DESCRIPTION OF THE TASK -> Would it be possible to write out each entry below exactly, without the pictures?

(Stored records)
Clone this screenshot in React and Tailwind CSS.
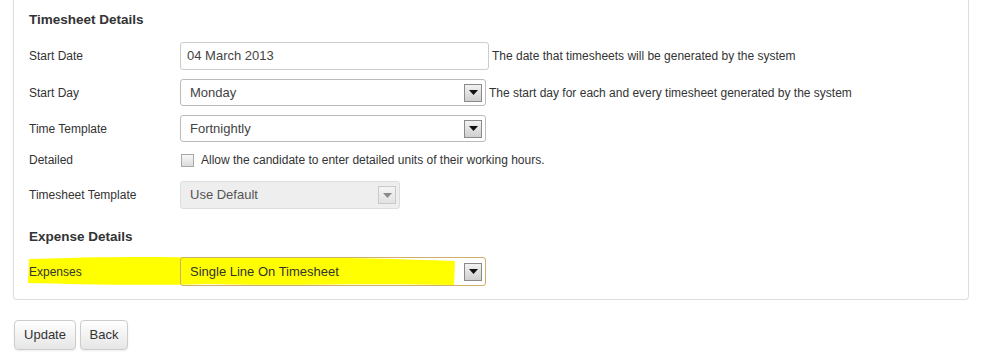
import React from "react";

const font = { fontFamily: '"Liberation Sans", Arial, sans-serif' };

const Arrow = ({ disabled }) => (
  <span
    className={
      "flex items-center justify-center w-[18px] h-[18px] border " +
      (disabled
        ? "border-[#c8c8c8] bg-gradient-to-b from-[#f4f4f4] to-[#e2e2e2]"
        : "border-[#8a8a8a] bg-gradient-to-b from-[#f2f2f2] to-[#cfcfcf]")
    }
  >
    <svg width="9" height="5" viewBox="0 0 9 5">
      <path d="M0 0h9L4.5 5z" fill={disabled ? "#8a8a8a" : "#111"} />
    </svg>
  </span>
);

const Select = ({ value, width, disabled, highlight }) => (
  <div
    className={
      "flex items-center justify-between h-[27px] pl-[9px] pr-[3px] rounded-[3px] border text-[13px] " +
      width +
      (disabled
        ? " bg-[#eeeeee] border-[#dddddd] text-[#555]"
        : highlight
        ? " bg-transparent border-[#cfae6a] text-[#333] h-[29px]"
        : " bg-white border-[#bbbbbb] text-[#444]")
    }
  >
    <span>{value}</span>
    <Arrow disabled={disabled} />
  </div>
);

const Label = ({ children }) => (
  <div className="w-[151px] shrink-0 text-[12px] text-[#333]">{children}</div>
);

const Help = ({ children }) => (
  <span className="ml-[3px] text-[12px] text-[#333]">{children}</span>
);

export default function App() {
  return (
    <div className="w-[984px] h-[353px] bg-white overflow-hidden" style={font}>
      <div className="ml-[13px] w-[956px] border-x border-b border-[#dddddd] rounded-b-[4px] pl-[15px] pt-[11px] pb-[13px]">
        <h3 className="h-[18px] leading-[18px] text-[13.5px] font-bold text-[#333]">
          Timesheet Details
        </h3>

        <div className="mt-[13px] flex items-center h-[28px]">
          <Label>Start Date</Label>
          <div className="flex items-center h-[28px] w-[309px] pl-[6px] rounded-[3px] border border-[#cccccc] text-[13px] text-[#444]">
            04 March 2013
          </div>
          <Help>The date that timesheets will be generated by the system</Help>
        </div>

        <div className="mt-[9px] flex items-center h-[27px]">
          <Label>Start Day</Label>
          <Select value="Monday" width="w-[306px]" />
          <Help>The start day for each and every timesheet generated by the system</Help>
        </div>

        <div className="mt-[9px] flex items-center h-[27px]">
          <Label>Time Template</Label>
          <Select value="Fortnightly" width="w-[306px]" />
        </div>

        <div className="mt-[8px] flex items-center h-[20px]">
          <Label>Detailed</Label>
          <span className="ml-[1px] w-[13px] h-[13px] border border-[#a8a8a8] bg-gradient-to-b from-[#f8f8f8] to-[#dcdcdc]" />
          <span className="ml-[7px] text-[12px] text-[#333]">
            Allow the candidate to enter detailed units of their working hours.
          </span>
        </div>

        <div className="mt-[11px] flex items-center h-[28px]">
          <Label>Timesheet Template</Label>
          <Select value="Use Default" width="w-[220px] h-[28px]" disabled />
        </div>

        <h3 className="mt-[19px] h-[18px] leading-[18px] text-[13.5px] font-bold text-[#333]">
          Expense Details
        </h3>

        <div className="relative mt-[11px] flex items-center h-[29px]">
          <svg
            className="absolute left-[-2px] top-[-2px]"
            width="430"
            height="32"
            viewBox="0 0 430 32"
          >
            <path
              d="M2 4 C60 2 120 1 200 3 C280 1 360 4 428 6 L427 30 C340 28 260 31 180 29 C110 31 50 29 1 28 Z"
              fill="#ffff00"
            />
          </svg>
          <div className="relative flex items-center w-full">
            <Label>Expenses</Label>
            <Select value="Single Line On Timesheet" width="w-[306px]" highlight />
          </div>
        </div>
      </div>

      <div className="mt-[20px] ml-[14px] flex gap-[4px]">
        <button className="h-[30px] w-[62px] rounded-[4px] border border-[#cccccc] bg-gradient-to-b from-white to-[#e6e6e6] text-[13px] text-[#333] shadow-[0_1px_2px_rgba(0,0,0,0.08)]">
          Update
        </button>
        <button className="h-[30px] w-[48px] rounded-[4px] border border-[#cccccc] bg-gradient-to-b from-white to-[#e6e6e6] text-[13px] text-[#333] shadow-[0_1px_2px_rgba(0,0,0,0.08)]">
          Back
        </button>
      </div>
    </div>
  );
}
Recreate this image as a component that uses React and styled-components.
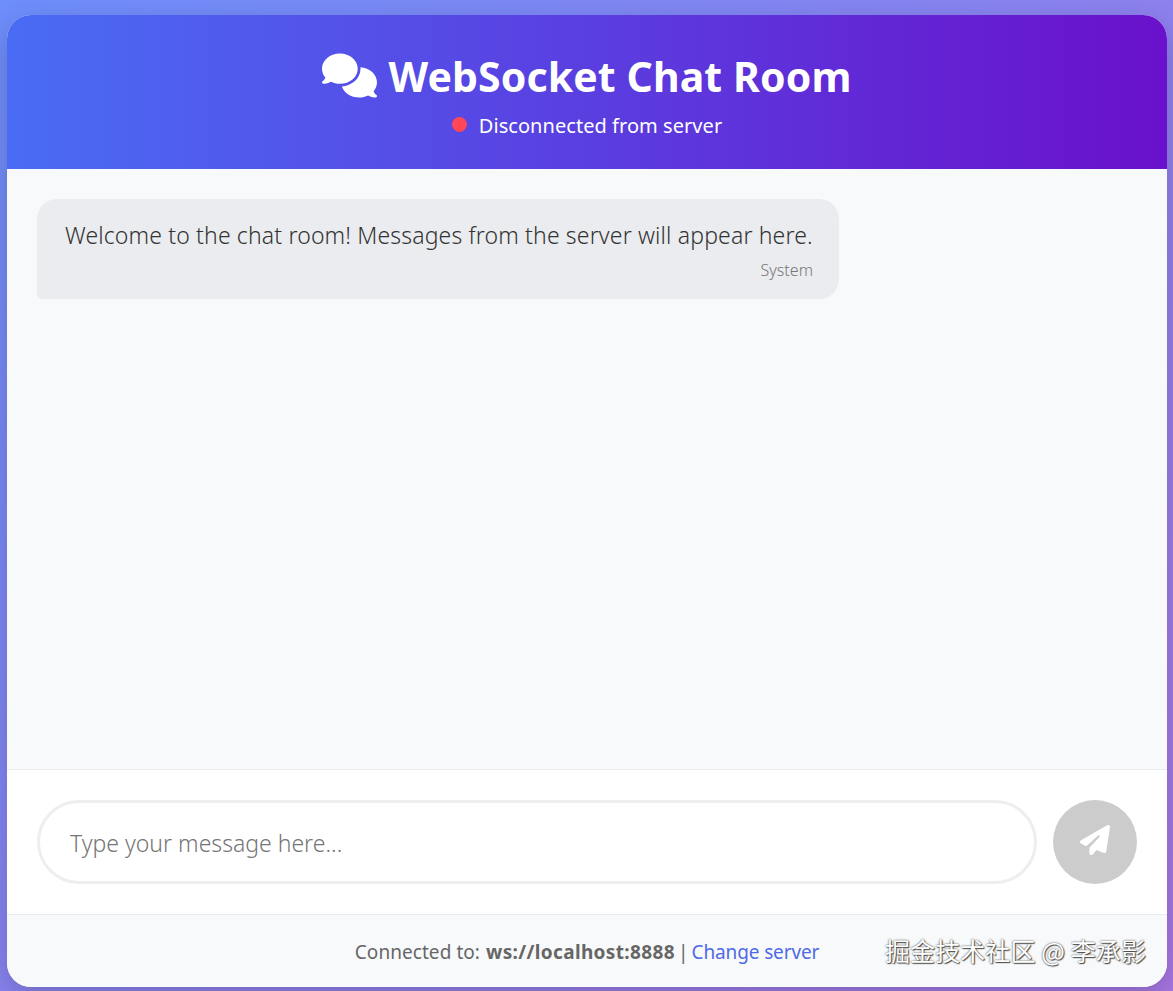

SOLUTION ->
Clone this screenshot in React and Tailwind CSS.
import React from "react";

const font = { fontFamily: '"Liberation Sans", Arial, sans-serif' };

const Arrow = ({ disabled }) => (
  <span
    className={
      "flex items-center justify-center w-[18px] h-[18px] border " +
      (disabled
        ? "border-[#c8c8c8] bg-gradient-to-b from-[#f4f4f4] to-[#e2e2e2]"
        : "border-[#8a8a8a] bg-gradient-to-b from-[#f2f2f2] to-[#cfcfcf]")
    }
  >
    <svg width="9" height="5" viewBox="0 0 9 5">
      <path d="M0 0h9L4.5 5z" fill={disabled ? "#8a8a8a" : "#111"} />
    </svg>
  </span>
);

const Select = ({ value, width, disabled, highlight }) => (
  <div
    className={
      "flex items-center justify-between h-[27px] pl-[9px] pr-[3px] rounded-[3px] border text-[13px] " +
      width +
      (disabled
        ? " bg-[#eeeeee] border-[#dddddd] text-[#555]"
        : highlight
        ? " bg-transparent border-[#cfae6a] text-[#333] h-[29px]"
        : " bg-white border-[#bbbbbb] text-[#444]")
    }
  >
    <span>{value}</span>
    <Arrow disabled={disabled} />
  </div>
);

const Label = ({ children }) => (
  <div className="w-[151px] shrink-0 text-[12px] text-[#333]">{children}</div>
);

const Help = ({ children }) => (
  <span className="ml-[3px] text-[12px] text-[#333]">{children}</span>
);

export default function App() {
  return (
    <div className="w-[984px] h-[353px] bg-white overflow-hidden" style={font}>
      <div className="ml-[13px] w-[956px] border-x border-b border-[#dddddd] rounded-b-[4px] pl-[15px] pt-[11px] pb-[13px]">
        <h3 className="h-[18px] leading-[18px] text-[13.5px] font-bold text-[#333]">
          Timesheet Details
        </h3>

        <div className="mt-[13px] flex items-center h-[28px]">
          <Label>Start Date</Label>
          <div className="flex items-center h-[28px] w-[309px] pl-[6px] rounded-[3px] border border-[#cccccc] text-[13px] text-[#444]">
            04 March 2013
          </div>
          <Help>The date that timesheets will be generated by the system</Help>
        </div>

        <div className="mt-[9px] flex items-center h-[27px]">
          <Label>Start Day</Label>
          <Select value="Monday" width="w-[306px]" />
          <Help>The start day for each and every timesheet generated by the system</Help>
        </div>

        <div className="mt-[9px] flex items-center h-[27px]">
          <Label>Time Template</Label>
          <Select value="Fortnightly" width="w-[306px]" />
        </div>

        <div className="mt-[8px] flex items-center h-[20px]">
          <Label>Detailed</Label>
          <span className="ml-[1px] w-[13px] h-[13px] border border-[#a8a8a8] bg-gradient-to-b from-[#f8f8f8] to-[#dcdcdc]" />
          <span className="ml-[7px] text-[12px] text-[#333]">
            Allow the candidate to enter detailed units of their working hours.
          </span>
        </div>

        <div className="mt-[11px] flex items-center h-[28px]">
          <Label>Timesheet Template</Label>
          <Select value="Use Default" width="w-[220px] h-[28px]" disabled />
        </div>

        <h3 className="mt-[19px] h-[18px] leading-[18px] text-[13.5px] font-bold text-[#333]">
          Expense Details
        </h3>

        <div className="relative mt-[11px] flex items-center h-[29px]">
          <svg
            className="absolute left-[-2px] top-[-2px]"
            width="430"
            height="32"
            viewBox="0 0 430 32"
          >
            <path
              d="M2 4 C60 2 120 1 200 3 C280 1 360 4 428 6 L427 30 C340 28 260 31 180 29 C110 31 50 29 1 28 Z"
              fill="#ffff00"
            />
          </svg>
          <div className="relative flex items-center w-full">
            <Label>Expenses</Label>
            <Select value="Single Line On Timesheet" width="w-[306px]" highlight />
          </div>
        </div>
      </div>

      <div className="mt-[20px] ml-[14px] flex gap-[4px]">
        <button className="h-[30px] w-[62px] rounded-[4px] border border-[#cccccc] bg-gradient-to-b from-white to-[#e6e6e6] text-[13px] text-[#333] shadow-[0_1px_2px_rgba(0,0,0,0.08)]">
          Update
        </button>
        <button className="h-[30px] w-[48px] rounded-[4px] border border-[#cccccc] bg-gradient-to-b from-white to-[#e6e6e6] text-[13px] text-[#333] shadow-[0_1px_2px_rgba(0,0,0,0.08)]">
          Back
        </button>
      </div>
    </div>
  );
}
Recreate this image as a component that uses React and styled-components.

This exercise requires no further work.